The wealthy and affluent middle classes in the western world always ate a stupendous amount of meat, even more meat than we do today. It was a class symbol. The breakfast tables of Victorian and Georgian Britain and America groaned under the weight of meat of all sorts. Even cold roast beef would be served for breakfast. And even beer in the earlier days! Outside coffee/tea or porridge that might have sugar in it, breakfasts were decidedly more savory than sweet, while jams were preserved for afternoon treats or tea, although regional variations did exist. The cliched stereotype of a Yankee farmer was that he always had pie on his breakfast table.
This, farm work is grueling, and what you eat for breakfast carries you through hard physical labor from 5 AM until whenever you could break for lunch. Snacking wasn't a thing, and the farm day leans early, so it has to carry you through 7 or so hours or brutal work.
Funny enough, I was raised on a hobby farm in Virginia and on regular days we'd eat cereal or fruit/toast, but on days when we got up early to do a big "farm" project on the weekends, we'd do a big farm breakfast before heading out to work on the project.
Anonymous wrote:I lightly fry tuna each morning
Anonymous wrote:Anonymous wrote:I heard the bacon and eggs thing came from marketing, although a full English has been around for a while so maybe it came from our English heritage. What did George Washington eat for breakfast?

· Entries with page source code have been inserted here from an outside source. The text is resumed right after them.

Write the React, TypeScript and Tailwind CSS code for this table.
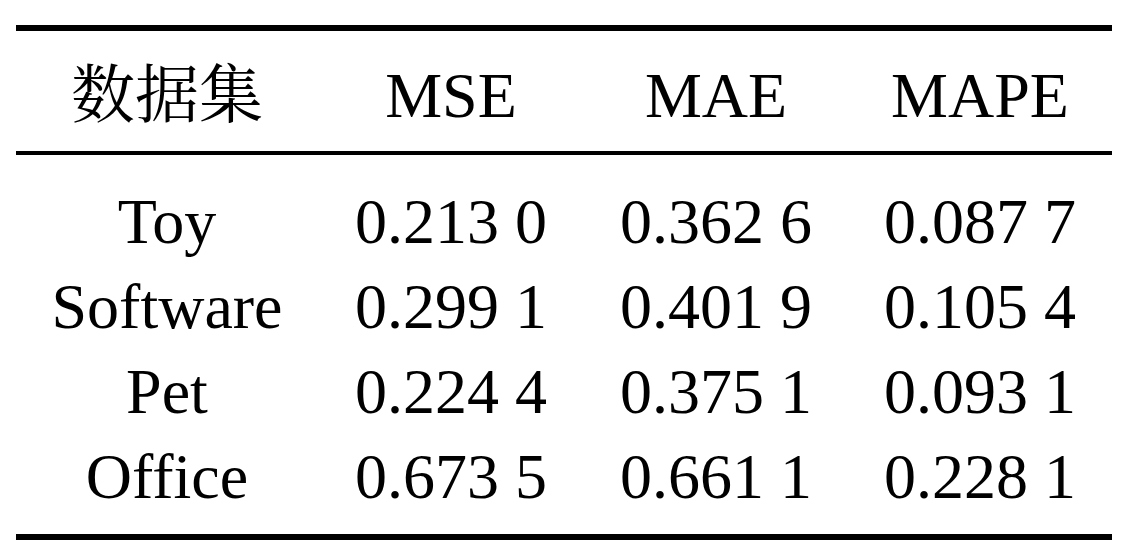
import React from 'react';

const rows = [
    { name: 'Toy', mse: '0.213 0', mae: '0.362 6', mape: '0.087 7' },
    { name: 'Software', mse: '0.299 1', mae: '0.401 9', mape: '0.105 4' },
    { name: 'Pet', mse: '0.224 4', mae: '0.375 1', mape: '0.093 1' },
    { name: 'Office', mse: '0.673 5', mae: '0.661 1', mape: '0.228 1' },
];

const cols = 'grid grid-cols-[302px_266px_264px_264px]';

export default function App() {
    return (
        <div
            className="w-[1128px] h-[555px] bg-white text-black overflow-hidden"
            style={{ fontFamily: '"Liberation Serif", "Noto Serif CJK SC", "Noto Sans CJK SC", serif' }}
        >
            <div className="pt-[25px] px-4">
                <div className="h-[6px] bg-black" />

                <div className={`${cols} pt-[22px] pb-[13px] text-[64px] leading-[85px] h-[120px]`}>
                    <div className="text-center">数据集</div>
                    <div className="text-center">MSE</div>
                    <div className="text-center">MAE</div>
                    <div className="text-center">MAPE</div>
                </div>

                <div className="h-[4px] bg-black" />

                <div className="pt-[24px] pb-[15px]">
                    {rows.map((r) => (
                        <div key={r.name} className={`${cols} h-[85px] text-[64px] leading-[85px] whitespace-pre`}>
                            <div className="text-center">{r.name}</div>
                            <div className="text-center">{r.mse}</div>
                            <div className="text-center">{r.mae}</div>
                            <div className="text-center">{r.mape}</div>
                        </div>
                    ))}
                </div>

                <div className="h-[6px] bg-black" />
            </div>
        </div>
    );
}
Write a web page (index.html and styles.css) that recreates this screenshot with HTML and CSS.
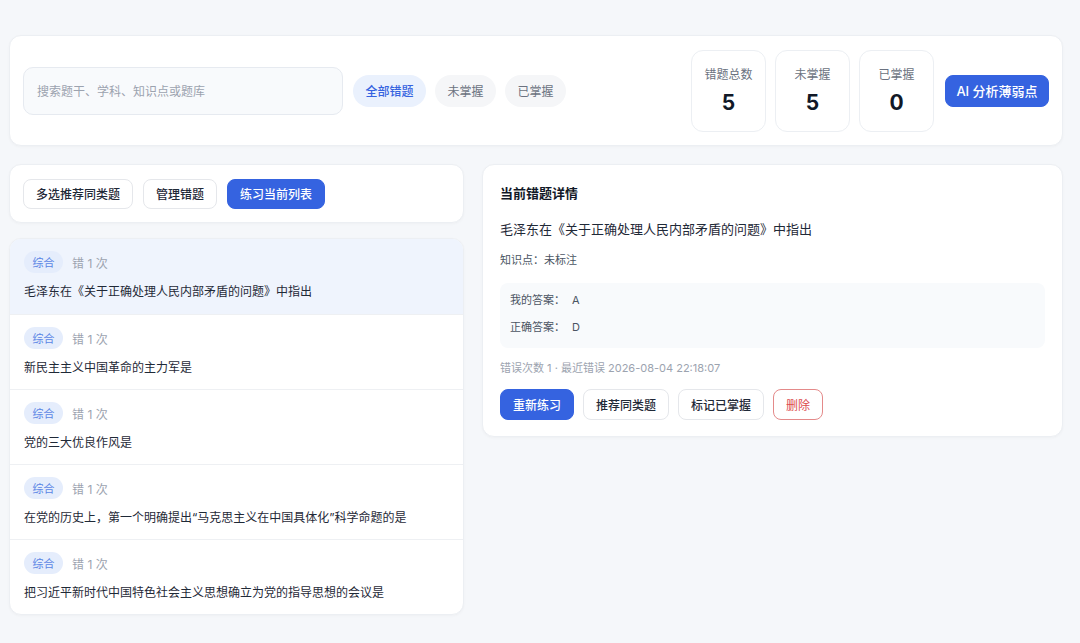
FILE: index.html
```html
<!DOCTYPE html>
<html lang="zh">
<head>
<meta charset="utf-8">
<link rel="stylesheet" href="styles.css">
</head>
<body>
<div class="page">
  <section class="card top">
    <div class="search">搜索题干、学科、知识点或题库</div>
    <div class="chips">
      <span class="chip active">全部错题</span>
      <span class="chip">未掌握</span>
      <span class="chip">已掌握</span>
    </div>
    <div class="spacer"></div>
    <div class="stats">
      <div class="stat"><div class="stat-label">错题总数</div><div class="stat-num">5</div></div>
      <div class="stat"><div class="stat-label">未掌握</div><div class="stat-num">5</div></div>
      <div class="stat"><div class="stat-label">已掌握</div><div class="stat-num">0</div></div>
    </div>
    <button class="btn primary ai">AI 分析薄弱点</button>
  </section>

  <div class="main">
    <div class="left">
      <section class="card toolbar">
        <button class="btn">多选推荐同类题</button>
        <button class="btn">管理错题</button>
        <button class="btn primary">练习当前列表</button>
      </section>
      <section class="card list">
        <div class="item selected">
          <div class="meta"><span class="tag">综合</span><span class="count">错 1 次</span></div>
          <div class="q">毛泽东在《关于正确处理人民内部矛盾的问题》中指出</div>
        </div>
        <div class="item">
          <div class="meta"><span class="tag">综合</span><span class="count">错 1 次</span></div>
          <div class="q">新民主主义中国革命的主力军是</div>
        </div>
        <div class="item">
          <div class="meta"><span class="tag">综合</span><span class="count">错 1 次</span></div>
          <div class="q">党的三大优良作风是</div>
        </div>
        <div class="item">
          <div class="meta"><span class="tag">综合</span><span class="count">错 1 次</span></div>
          <div class="q">在党的历史上，第一个明确提出“马克思主义在中国具体化”科学命题的是</div>
        </div>
        <div class="item">
          <div class="meta"><span class="tag">综合</span><span class="count">错 1 次</span></div>
          <div class="q">把习近平新时代中国特色社会主义思想确立为党的指导思想的会议是</div>
        </div>
      </section>
    </div>

    <section class="card detail">
      <h2 class="title">当前错题详情</h2>
      <div class="d-q">毛泽东在《关于正确处理人民内部矛盾的问题》中指出</div>
      <div class="kp">知识点：未标注</div>
      <div class="answers">
        <div class="ans"><span class="ans-label">我的答案：</span><span>A</span></div>
        <div class="ans"><span class="ans-label">正确答案：</span><span>D</span></div>
      </div>
      <div class="d-meta">错误次数 1 · 最近错误 2026-08-04 22:18:07</div>
      <div class="actions">
        <button class="btn primary">重新练习</button>
        <button class="btn">推荐同类题</button>
        <button class="btn">标记已掌握</button>
        <button class="btn danger">删除</button>
      </div>
    </section>
  </div>
</div>
</body>
</html>
```

FILE: styles.css
```css
* { box-sizing: border-box; }
html, body { margin: 0; padding: 0; }
body {
  background: #f5f7fa;
  font-family: "Inter", "Noto Sans CJK SC", sans-serif;
  color: #1f2937;
  width: 1080px;
  height: 643px;
  overflow: hidden;
}
.page {
  padding: 35px 17px 0 9px;
}
.card {
  background: #ffffff;
  border: 1px solid #eceff3;
  border-radius: 12px;
  box-shadow: 0 1px 3px rgba(15, 23, 42, 0.03);
}
.top {
  display: flex;
  align-items: center;
  height: 111px;
  padding: 0 13px;
}
.search {
  width: 320px;
  height: 48px;
  border: 1px solid #e6eaf0;
  background: #f8fafc;
  border-radius: 10px;
  display: flex;
  align-items: center;
  padding-left: 13px;
  font-size: 12px;
  color: #9ca3af;
}
.chips {
  display: flex;
  gap: 9px;
  margin-left: 10px;
}
.chip {
  height: 32px;
  padding: 0 12.5px;
  border-radius: 16px;
  background: #f5f6f8;
  color: #6b7280;
  font-size: 12px;
  display: flex;
  align-items: center;
}
.chip.active {
  background: #eaf1fd;
  color: #3563e0;
  font-weight: 500;
}
.spacer { flex: 1; }
.stats {
  display: flex;
  gap: 9px;
}
.stat {
  width: 75px;
  height: 82px;
  border: 1px solid #eceff3;
  border-radius: 12px;
  background: #fff;
  display: flex;
  flex-direction: column;
  align-items: center;
  padding-top: 16px;
}
.stat-label {
  font-size: 12px;
  color: #6b7280;
  line-height: 16px;
}
.stat-num {
  font-size: 21px;
  font-weight: 700;
  color: #111827;
  margin-top: 7px;
  line-height: 26px;
}
.btn {
  font-family: inherit;
  height: 30px;
  padding: 0 12px;
  border: 1px solid #e5e7eb;
  border-radius: 8px;
  background: #fff;
  color: #1f2937;
  font-size: 12px;
  font-weight: 500;
  cursor: pointer;
  display: inline-flex;
  align-items: center;
  justify-content: center;
}
.btn.primary {
  background: #3563e0;
  border-color: #3563e0;
  color: #fff;
}
.btn.danger {
  color: #dc4c4c;
  border-color: #e48a8a;
  font-weight: 400;
}
.ai {
  margin-left: 11px;
  height: 32px;
  width: 104px;
  padding: 0;
  font-size: 13px;
}
.main {
  display: flex;
  gap: 18px;
  margin-top: 18px;
  align-items: flex-start;
}
.left {
  width: 455px;
  display: flex;
  flex-direction: column;
  gap: 15px;
}
.toolbar {
  height: 59px;
  display: flex;
  align-items: center;
  gap: 10px;
  padding: 0 13px;
}
.list {
  overflow: hidden;
}
.item {
  height: 75px;
  padding: 11px 14px 0;
  border-top: 1px solid #eef0f3;
}
.item:first-child { border-top: none; }
.item.selected { background: #eff4fd; }
.meta {
  display: flex;
  align-items: center;
  gap: 9px;
  height: 24px;
}
.tag {
  height: 22px;
  padding: 0 8.5px;
  border-radius: 11px;
  background: #e5edfc;
  color: #5b86e5;
  font-size: 11px;
  display: flex;
  align-items: center;
}
.count {
  font-size: 12px;
  color: #9ca3af;
}
.q {
  margin-top: 8px;
  font-size: 12px;
  line-height: 20px;
  color: #1f2937;
}
.detail {
  flex: 1;
  padding: 18px 17px 16px;
}
.title {
  margin: 0;
  font-size: 13px;
  font-weight: 700;
  line-height: 20px;
  color: #111827;
}
.d-q {
  margin-top: 16px;
  font-size: 13px;
  line-height: 20px;
  color: #1f2937;
}
.kp {
  margin-top: 12px;
  font-size: 11px;
  line-height: 18px;
  color: #4b5563;
}
.answers {
  margin-top: 14px;
  background: #f8fafc;
  border-radius: 8px;
  padding: 4px 10px 7px;
}
.ans {
  font-size: 11px;
  line-height: 27px;
  color: #4b5563;
}
.ans-label { margin-right: 7px; }
.d-meta {
  margin-top: 10px;
  font-size: 11px;
  line-height: 20px;
  color: #9ca3af;
}
.actions {
  margin-top: 11px;
  display: flex;
  gap: 9px;
}
.actions .btn { height: 31px; }
```
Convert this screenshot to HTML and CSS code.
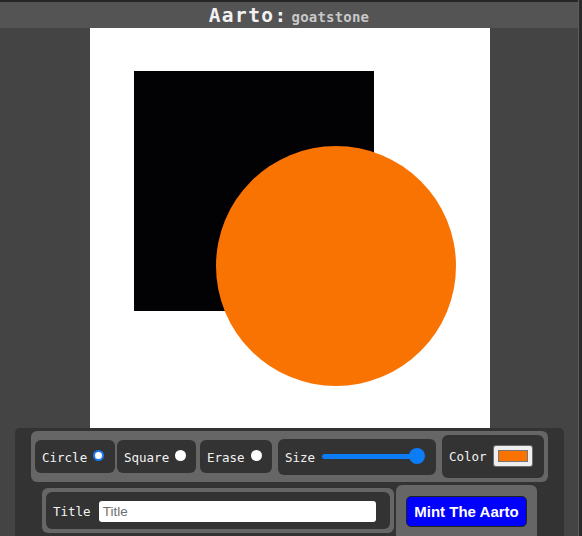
FILE: index.html
```html
<!DOCTYPE html>
<html>
<head>
<meta charset="utf-8">
<link rel="stylesheet" href="styles.css">
</head>
<body>
<div class="app">
  <div class="main">
    <header class="header">
      <span class="brand">Aarto:</span><span class="user">goatstone</span>
    </header>
    <div class="stage">
      <svg class="canvas" width="400" height="400" viewBox="0 0 400 400">
        <rect x="0" y="0" width="400" height="400" fill="#ffffff"/>
        <rect x="44" y="43" width="240" height="240" fill="#020204"/>
        <circle cx="246" cy="238" r="120" fill="#f97302"/>
      </svg>
    </div>
    <section class="panel">
      <div class="row tools">
        <label class="item tool-circle">Circle<span class="radio checked"></span></label>
        <label class="item tool-square">Square<span class="radio"></span></label>
        <label class="item tool-erase">Erase<span class="radio"></span></label>
        <div class="item size">Size<span class="slider"><span class="track"></span><span class="thumb"></span></span></div>
        <div class="item color">Color<span class="swatch"><span class="swatch-fill"></span></span></div>
      </div>
      <div class="row actions">
        <div class="title-group">
          <div class="item title-item">Title<input class="title-input" type="text" placeholder="Title"></div>
        </div>
        <div class="mint-group">
          <button class="mint">Mint The Aarto</button>
        </div>
      </div>
    </section>
  </div>
  <div class="edge"></div>
</div>
</body>
</html>
```

FILE: styles.css
```css
* { box-sizing: border-box; }

html, body {
  margin: 0;
  padding: 0;
  background: #444444;
  width: 582px;
  height: 536px;
  overflow: hidden;
}

.app {
  display: flex;
  height: 536px;
}

.main {
  width: 578px;
  display: flex;
  flex-direction: column;
}

.edge {
  width: 4px;
  background: #2a2a2a;
  border-left: 1px solid #5c5c5c;
}

.header {
  height: 28px;
  border-top: 2px solid #262626;
  background: #545454;
  display: flex;
  justify-content: center;
  align-items: baseline;
  padding-top: 2px;
  font-family: "DejaVu Sans Mono", monospace;
  font-weight: bold;
}

.brand {
  font-size: 19.5px;
  letter-spacing: 1.4px;
  color: #f2f2f2;
}

.user {
  font-size: 14px;
  letter-spacing: 0.2px;
  color: #c8c8c8;
  margin-left: 4px;
}

.stage {
  display: flex;
  justify-content: center;
}

.canvas {
  display: block;
  margin-left: 2px;
}

.panel {
  margin-left: 15px;
  width: 549px;
  flex: 1;
  background: #333333;
  border-radius: 5px 5px 0 0;
  display: flex;
  flex-direction: column;
  align-items: center;
  padding-top: 3px;
  gap: 3px;
  font-family: "DejaVu Sans Mono", monospace;
  font-size: 12.5px;
  color: #f2f2f2;
}

.row {
  display: flex;
  align-items: center;
}

.tools {
  background: #666666;
  border-radius: 6px;
  padding: 4px;
  height: 51px;
}

.item {
  background: #333333;
  border-radius: 6px;
  display: flex;
  align-items: center;
}

.tool-circle, .tool-square, .tool-erase {
  height: 33px;
  padding: 1px 10px 0 7px;
}

.tool-circle { width: 80px; }
.tool-square { width: 79px; margin-left: 2px; }
.tool-erase { width: 72px; margin-left: 4px; }

.radio {
  width: 11px;
  height: 11px;
  border-radius: 50%;
  background: #ffffff;
  margin-left: 6px;
  margin-top: -3px;
}

.radio.checked {
  border: 2.5px solid #1a7cf5;
}

.size {
  width: 158px;
  height: 36px;
  margin-left: 6px;
  padding: 2px 0 0 7px;
}

.slider {
  position: relative;
  width: 103px;
  height: 16px;
  margin-left: 7px;
  margin-top: -4px;
}

.track {
  position: absolute;
  left: 0;
  right: 8px;
  top: 6px;
  height: 5px;
  border-radius: 3px;
  background: #0d7cf7;
}

.thumb {
  position: absolute;
  right: 0;
  top: 0;
  width: 16px;
  height: 16px;
  border-radius: 50%;
  background: #0d7cf7;
}

.color {
  width: 102px;
  height: 43px;
  margin-left: 6px;
  padding: 0 0 0 7px;
}

.swatch {
  width: 40px;
  height: 22px;
  margin-left: 6px;
  margin-top: -2px;
  background: #efefef;
  border: 1px solid #6b6b6b;
  border-radius: 3px;
  padding: 4px 4px;
  display: flex;
}

.swatch-fill {
  flex: 1;
  background: #f97302;
  border: 1px solid #777777;
}

.actions {
  width: 495px;
  height: 51px;
}

.title-group {
  width: 352px;
  height: 45px;
  background: #666666;
  border-radius: 6px;
  padding: 4px;
}

.title-item {
  height: 37px;
  padding: 1px 14px 0 7px;
}

.title-input {
  margin-left: 8px;
  width: 278px;
  height: 21px;
  border: none;
  border-radius: 3px;
  background: #ffffff;
  padding: 0 4px;
  font-family: "Liberation Sans", Arial, sans-serif;
  font-size: 13.5px;
  color: #222;
  outline: none;
}

.title-input::placeholder {
  color: #707070;
}

.mint-group {
  width: 141px;
  height: 51px;
  margin-left: 2px;
  background: #666666;
  border-radius: 6px 6px 0 0;
  padding: 11px 10px 0 10px;
}

.mint {
  width: 121px;
  height: 31px;
  background: #0000ff;
  border: 1px solid #222;
  border-radius: 5px;
  color: #ffffff;
  font-family: "Liberation Sans", Arial, sans-serif;
  font-weight: bold;
  font-size: 15px;
  padding: 0;
}
```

I think that pancakes and sweet desserts are common in European countries as well, and the main difference is volume and not interspersing those with healthier things.
Personally I hate eating those things for breakfast, except eggs and toast. I would much prefer leftovers from dinner from the night before.
Let's blame it on marketing rather than hundreds of years of agriculture, right?
The big American breakfasts is a direct descendant of the American family farm. You ate a big breakfast to get you going for the day. What's common a farm? Eggs. Lots of eggs. And bacon. Lots of bacon. Farms had smokehouses and bacon was cured and lasted forever. Did you think the Victorian and colonial farmers were daintily eating fresh blueberries imported out of season?
The wealthy and affluent middle classes in the western world always ate a stupendous amount of meat, even more meat than we do today. It was a class symbol. The breakfast tables of Victorian and Georgian Britain and America groaned under the weight of meat of all sorts. Even cold roast beef would be served for breakfast. And even beer in the earlier days! Outside coffee/tea or porridge that might have sugar in it, breakfasts were decidedly more savory than sweet, while jams were preserved for afternoon treats or tea, although regional variations did exist. The cliched stereotype of a Yankee farmer was that he always had pie on his breakfast table.
Anonymous wrote:I am part Japanese, and love the traditional Japanese breakfast. I also eat crepes, full British breakfasts, continental European breakfasts, etc...
It's all fun in moderation, OP.
Food production and transport is one of the main drivers of rapid climate change, so I agree with you that we have to rethink how we produce food, particularly meat.
Anonymous wrote:I heard the bacon and eggs thing came from marketing, although a full English has been around for a while so maybe it came from our English heritage. What did George Washington eat for breakfast?
I think that pancakes and sweet desserts are common in European countries as well, and the main difference is volume and not interspersing those with healthier things.
Personally I hate eating those things for breakfast, except eggs and toast. I would much prefer leftovers from dinner from the night before.